Once PyPy is translated from source, a binary package similar to those provided in the section Default (with a JIT Compiler) above can be created with the package.py script:

cd ./pypy/pypy/tool/release/
python package.py --help  # for information
python package.py --archive-name pypy-my-own-package-name

It is recommended to use package.py because custom scripts will invariably become out-of-date. If you want to write custom scripts anyway, note an easy-to-miss point: some modules are written with CFFI, and require some compilation. If you install PyPy as root without pre-compiling them, normal users will get errors:

  • PyPy 2.5.1 or earlier: normal users would see permission errors. Installers need to run pypy -c "import gdbm" and other similar commands at install time; the exact list is in package.py. Users seeing a broken installation of PyPy can fix it after-the-fact if they have sudo rights, by running once e.g. sudo pypy -c "import gdbm.
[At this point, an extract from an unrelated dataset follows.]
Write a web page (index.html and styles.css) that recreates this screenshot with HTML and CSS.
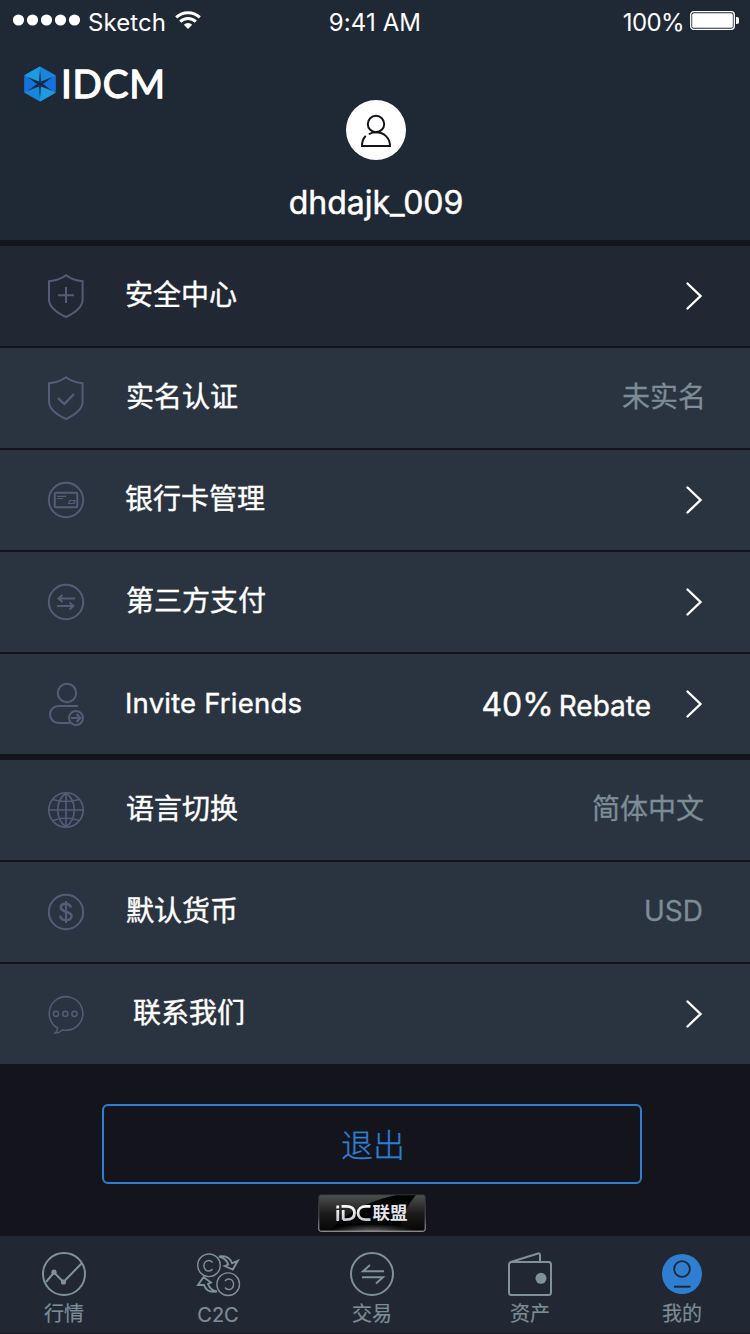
FILE: index.html
```html
<!DOCTYPE html>
<html lang="zh-CN">
<head>
<meta charset="utf-8">
<title>IDCM</title>
<link rel="stylesheet" href="styles.css">
</head>
<body>
<div class="screen">
  <header class="header">
    <div class="status">
      <div class="status-left">
        <svg class="dots" width="68" height="12" viewBox="0 0 68 12" fill="#fff"><circle cx="5.5" cy="6" r="5.6"/><circle cx="19.5" cy="6" r="5.6"/><circle cx="33.5" cy="6" r="5.6"/><circle cx="47.5" cy="6" r="5.6"/><circle cx="61.5" cy="6" r="5.6"/></svg>
        <span class="carrier">Sketch</span>
        <svg class="wifi" width="26" height="18" viewBox="0 0 26 18" fill="none" stroke="#fff" stroke-width="3"><path d="M1.2 6.4a17 17 0 0 1 23.6 0"/><path d="M5.2 10.6a11.2 11.2 0 0 1 15.6 0"/><path d="M13 18L8.8 13.7a6 6 0 0 1 8.4 0z" fill="#fff" stroke="none"/></svg>
      </div>
      <span class="time">9:41 AM</span>
      <div class="status-right">
        <span class="percent">100%</span>
        <svg width="49" height="20" viewBox="0 0 49 20"><rect x=".7" y=".7" width="43.6" height="17.6" rx="3" fill="none" stroke="#fff" stroke-width="1.3"/><rect x="2.2" y="2.2" width="40.6" height="14.6" rx="1.5" fill="#fff"/><path d="M46 6h1q2 0 2 2v3q0 2-2 2h-1z" fill="#fff"/></svg>
      </div>
    </div>
    <div class="brand">
      <svg width="32" height="36" viewBox="0 0 32 36">
        <path d="M16 .4L31.500 9.200v17.600L16 35.600.5 26.800V9.200z" fill="#1787dc"/>
        <path d="M16 .4V18L.5 9.200zM16 35.600V18l15.500 8.800z" fill="#1d9be0"/>
        <path d="M.5 9.200L16 18 .5 26.800zM31.500 9.200L16 18l15.500 8.800z" fill="#1571dc"/>
        <path d="M16 3l1 12.500L28.500 11 19 18l9.500 7L17 20.500 16 33l-1-12.500L3.500 25l9.500-7-9.500-7L15 15.500z" fill="#152c48"/>
      </svg>
      <span class="brand-name">IDCM</span>
    </div>
    <div class="profile">
      <div class="avatar">
        <svg width="60" height="60" viewBox="0 0 60 60" fill="none" stroke="#14141c" stroke-width="2" stroke-linecap="round"><circle cx="30" cy="24" r="8.2"/><path d="M19.2 36.5Q16 40 16 46h28c0-8-6-13.700-14-13.700-2.500 0-4.500.5-6.500 1.500"/></svg>
      </div>
      <div class="username">dhdajk_009</div>
    </div>
  </header>

  <main>
    <section class="group">
      <div class="row row-active">
        <svg class="icon" viewBox="0 0 44 44"><path d="M22 1.200Q29 6.300 38.600 7.200V25.500C38.600 34 30 39.300 22 43 14 39.300 5 34 5 25.500V7.200Q15 6.300 22 1.200z"/><path d="M22 13v16M14 21.200h16"/></svg>
        <span class="label">安全中心</span>
        <svg class="chevron" viewBox="0 0 20 30"><path d="M3.500 2.500L16.500 15 3.500 27.500"/></svg>
      </div>
      <div class="row">
        <svg class="icon" viewBox="0 0 44 44"><path d="M22 1.200Q29 6.300 38.600 7.200V25.500C38.600 34 30 39.300 22 43 14 39.300 5 34 5 25.500V7.200Q15 6.300 22 1.200z"/><path d="M14 22l6.300 6L30 18" stroke-width="2.400"/></svg>
        <span class="label shift-1">实名认证</span>
        <span class="value">未实名</span>
      </div>
      <div class="row">
        <svg class="icon" viewBox="0 0 44 44"><circle cx="22" cy="22" r="17.200"/><rect x="10.800" y="14.800" width="22.500" height="14.500" rx="1"/><g stroke-width="1.200"><path d="M13 18.300h9M13 20.500h6M26 22.500h5l-1 3h-5.500z"/></g></svg>
        <span class="label">银行卡管理</span>
        <svg class="chevron" viewBox="0 0 20 30"><path d="M3.500 2.500L16.500 15 3.500 27.500"/></svg>
      </div>
      <div class="row">
        <svg class="icon" viewBox="0 0 44 44"><circle cx="22" cy="22" r="17.200"/><path d="M31 18.500H14.500M18.500 15l-4 3.500 4 3.500M13 26h16.500M25.500 22.500l4 3.500-4 3.500"/></svg>
        <span class="label shift-1">第三方支付</span>
        <svg class="chevron" viewBox="0 0 20 30"><path d="M3.500 2.500L16.500 15 3.500 27.500"/></svg>
      </div>
      <div class="row">
        <svg class="icon" viewBox="0 0 44 44"><circle cx="23" cy="11" r="9.200"/><path d="M34 24H14.500a8.500 8.500 0 0 0 0 17H26"/><circle cx="32" cy="36" r="7"/><path d="M27 36h9M32.500 32l4 4-4 4"/></svg>
        <span class="label label-latin">Invite Friends</span>
        <span class="rebate"><b>40%</b><i>Rebate</i></span>
        <svg class="chevron" viewBox="0 0 20 30"><path d="M3.500 2.500L16.500 15 3.500 27.500"/></svg>
      </div>
    </section>

    <section class="group">
      <div class="row">
        <svg class="icon" viewBox="0 0 44 44"><g stroke-width="1.600"><circle cx="22" cy="22" r="17.200"/><path d="M22 5v34M4 22h36M22 5c-11 8-11 26 0 34M22 5c11 8 11 26 0 34M9 11.500q13 4 26 0M9 32.500q13-5 26 0"/></g></svg>
        <span class="label shift-1">语言切换</span>
        <span class="value value-edge">简体中文</span>
      </div>
      <div class="row">
        <svg class="icon" viewBox="0 0 44 44"><circle cx="22" cy="22" r="17.200"/><path stroke-width="2.500" d="M27 17.500c-.800-2.500-2.600-3.700-5.200-3.700-3 0-5 1.500-5 3.800 0 5.500 10.700 2.800 10.700 8.500 0 2.700-2.500 4.100-5.500 4.100-3.300 0-5.500-1.700-5.800-4.600"/><path d="M22 11v22"/></svg>
        <span class="label shift-1">默认货币</span>
        <span class="value value-usd">USD</span>
      </div>
      <div class="row">
        <svg class="icon" viewBox="0 0 44 44"><g stroke-width="1.500"><path d="M13.500 36A16.800 16.800 0 1 1 21.500 38.300q-1.500 0-3-.3-3.500 3.300-7.500 3 2.800-2 2.500-5z"/><circle cx="12" cy="21.800" r="2.600"/><circle cx="21.300" cy="21.800" r="2.600"/><circle cx="30.500" cy="21.800" r="2.600"/></g></svg>
        <span class="label shift-8">联系我们</span>
        <svg class="chevron" viewBox="0 0 20 30"><path d="M3.500 2.500L16.500 15 3.500 27.500"/></svg>
      </div>
    </section>

    <section class="footer">
      <button class="logout">退出</button>
      <svg class="alliance" width="108" height="38" viewBox="0 0 108 38">
        <defs>
          <linearGradient id="metal" x1="0" y1="0" x2="0" y2="1"><stop offset="0" stop-color="#505050"/><stop offset=".5" stop-color="#1c1c1c"/><stop offset="1" stop-color="#050505"/></linearGradient>
          <radialGradient id="glow" cx=".5" cy="1" r=".4"><stop offset="0" stop-color="#606060"/><stop offset="1" stop-color="#606060" stop-opacity="0"/></radialGradient>
          <linearGradient id="edge" x1="0" y1="0" x2="0" y2="1"><stop offset="0" stop-color="#333"/><stop offset=".6" stop-color="#555"/><stop offset="1" stop-color="#bbb"/></linearGradient>
          <linearGradient id="silver" gradientUnits="userSpaceOnUse" x1="0" y1="11" x2="0" y2="27"><stop offset="0" stop-color="#fff"/><stop offset="1" stop-color="#c8c8d0"/></linearGradient>
        </defs>
        <rect x="1" y="1" width="106" height="36" rx="2" fill="url(#metal)"/>
        <path d="M12 37Q34 11 78 1h20Q86 14 81 37z" fill="#030303"/>
        <rect x="1" y="20" width="106" height="17" fill="url(#glow)"/>
        <rect x=".8" y=".8" width="106.400" height="36.400" rx="2" fill="none" stroke="url(#edge)"/>
        <g fill="none" stroke="url(#silver)" stroke-width="2.800"><path d="M19.800 16L19.700 27M19.800 11.500L19.700 14.500M25.200 16v9.700M23.500 12.300H28c5.500 0 8.500 2.500 8.500 6.700s-3 6.700-8.500 6.700h-3M52.500 12.300H48c-5 0-8 2.800-8 6.700s3 6.700 8 6.700h4.500"/></g>
        <text class="alliance-text" x="54.500" y="25">联盟</text>
      </svg>
    </section>
  </main>

  <nav class="tabs">
    <div class="tab">
      <svg viewBox="0 0 48 48"><circle cx="24" cy="24" r="21"/><path d="M6 32l8-9.500L23.500 32 42 13"/><circle class="solid" cx="14" cy="22.200" r="2.600"/><circle class="solid" cx="23.500" cy="32" r="2.600"/></svg>
      <span>行情</span>
    </div>
    <div class="tab tab-latin">
      <svg viewBox="0 0 48 48"><g stroke-width="1.400"><circle cx="15" cy="15.300" r="11.300"/><circle cx="34.200" cy="34.200" r="11.300"/><path d="M18.500 12.500a4.800 5.300 0 1 0 0 6.500M31 31a4.800 5.300 0 1 1 0 6.500"/><path stroke-width="1.900" d="M25 6.500q10-2 13 6.800l5.800-2.500-5 8.700-8-3.500 3.500-1.500Q32 8 25 6.500zM23 41.500q-10 2-13-6.500H4l5.500-8 7.500 5.500-3 1.500Q16 40 23 41.500z"/></g></svg>
      <span>C2C</span>
    </div>
    <div class="tab">
      <svg viewBox="0 0 48 48"><circle cx="24" cy="24" r="21"/><path d="M36 21.300H15l7-6.300M14 27.300h21l-7 6.300"/></svg>
      <span>交易</span>
    </div>
    <div class="tab">
      <svg viewBox="0 0 48 48"><rect x="3" y="12" width="42" height="33" rx="2.500"/><path d="M4 12.300L32 3.500Q34 3 34 5v7"/><circle class="solid" cx="35" cy="28.300" r="5.500"/></svg>
      <span>资产</span>
    </div>
    <div class="tab">
      <svg viewBox="0 0 48 48"><circle cx="24" cy="24" r="20" fill="#2e7fd1" stroke="none"/><circle cx="24" cy="19" r="7.800" stroke="#1f2733" stroke-width="1.800"/><path d="M16 36.700h16.500" stroke="#1f2733"/></svg>
      <span>我的</span>
    </div>
  </nav>
</div>
</body>
</html>
```
FILE: styles.css
```css
* { box-sizing: border-box; }
body { margin: 0; background: #14141c; color: #fff; font-family: Inter, "Noto Sans CJK SC", sans-serif; }
svg { display: block; flex: none; }
.screen { width: 750px; height: 1334px; display: flex; flex-direction: column; overflow: hidden; }

.header { height: 240px; background: #1f2935; }
.status { height: 40px; padding: 0 11px 0 13px; display: grid; grid-template-columns: 1fr auto 1fr; font-size: 24px; line-height: 46px; }
.status-left, .status-right { display: flex; align-items: flex-start; }
.status-right { justify-content: flex-end; gap: 6px; }
.status-right svg { margin-top: 11px; }
.dots { margin-top: 14px; }
.carrier { margin-left: 7px; letter-spacing: .1px; }
.wifi { margin: 11px 0 0 9px; }
.time { margin-left: -2px; letter-spacing: .1px; }
.percent { letter-spacing: -.6px; }
.brand { display: flex; align-items: center; height: 36px; margin: 26px 0 0 24px; }
.brand-name { margin: 0 0 2px 5px; font: 400 38.500px/36px Lato, sans-serif; letter-spacing: .8px; -webkit-text-stroke: 1.300px #fff; }
.profile { display: flex; flex-direction: column; align-items: center; margin: -2px 0 0 2px; }
.avatar { width: 60px; height: 60px; border-radius: 50%; background: #fff; }
.username { margin-top: 23px; font-size: 32px; line-height: 40px; -webkit-text-stroke: .5px #fff; }

.group { margin-top: 6px; display: flex; flex-direction: column; gap: 2px; }
.row { height: 100px; padding: 0 46px 0 44px; background: #2a3440; display: flex; align-items: center; }
.row-active { background: #212833; }
.icon { width: 44px; height: 44px; fill: none; stroke: #535d77; stroke-width: 2; }
.label { margin: 0 auto 2px 37px; font-size: 28px; line-height: 40px; -webkit-text-stroke: .4px #fff; }
.label-latin { font-size: 27.500px; letter-spacing: .200px; }
.shift-1 { margin-left: 38px; }
.shift-8 { margin-left: 45px; }
.value { margin: 0 -2px 2px 0; font-size: 28px; line-height: 40px; color: #7c8d97; -webkit-text-stroke: .3px #7c8d97; }
.value-edge { margin-right: 0; }
.value-usd { margin-right: 1px; }
.chevron { width: 20px; height: 30px; fill: none; stroke: #fff; stroke-width: 2.400; stroke-linecap: round; }
.rebate { display: flex; align-items: baseline; gap: 5px; margin-right: 33px; -webkit-text-stroke: .4px #fff; }
.rebate b { font-size: 32px; font-weight: 400; }
.rebate i { font-size: 28px; font-style: normal; }

.footer { height: 172px; padding-top: 40px; display: flex; flex-direction: column; align-items: center; }
.logout { width: 540px; height: 80px; margin-right: 6px; padding: 0 0 2px 2px; border: 2px solid #2e7fd1; border-radius: 6px; background: none; color: #2e7fd1; font: 300 32px "Noto Sans CJK SC", sans-serif; -webkit-text-stroke: .3px #2e7fd1; }
.alliance { margin: 10px 6px 0 0; }
.alliance-text { font: 700 17.500px "Noto Sans CJK SC", sans-serif; fill: #e4e4ea; }

.tabs { height: 98px; width: 770px; margin-left: -13px; padding-top: 14px; background: #212833; border-bottom: 1px solid #171b24; display: grid; grid-template-columns: 154px 154px 154px 162px 142px; }
.tab { display: flex; flex-direction: column; align-items: center; font-size: 20px; line-height: 32px; color: #7c8d97; -webkit-text-stroke: .2px #7c8d97; }
.tab svg { width: 48px; height: 48px; fill: none; stroke: #7f929c; stroke-width: 2; }
.tab .solid { fill: #7f929c; stroke: none; }
.tab-latin span { padding-top: 1px; }
```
  • PyPy 2.6 and later: anyone would get ImportError: no module named _gdbm_cffi. Installers need to run pypy _gdbm_build.py in the lib_pypy directory during the installation process (plus others; see the exact list in package.py). Users seeing a broken installation of PyPy can fix it after-the-fact, by running pypy /path/to/lib_pypy/_gdbm_build.py. This command produces a file called _gdbm_cffi.pypy-41.so locally, which is a C extension module for PyPy. You can move it at any place where modules are normally found: e.g. in your project's main directory, or in a directory that you add to the env var PYTHONPATH.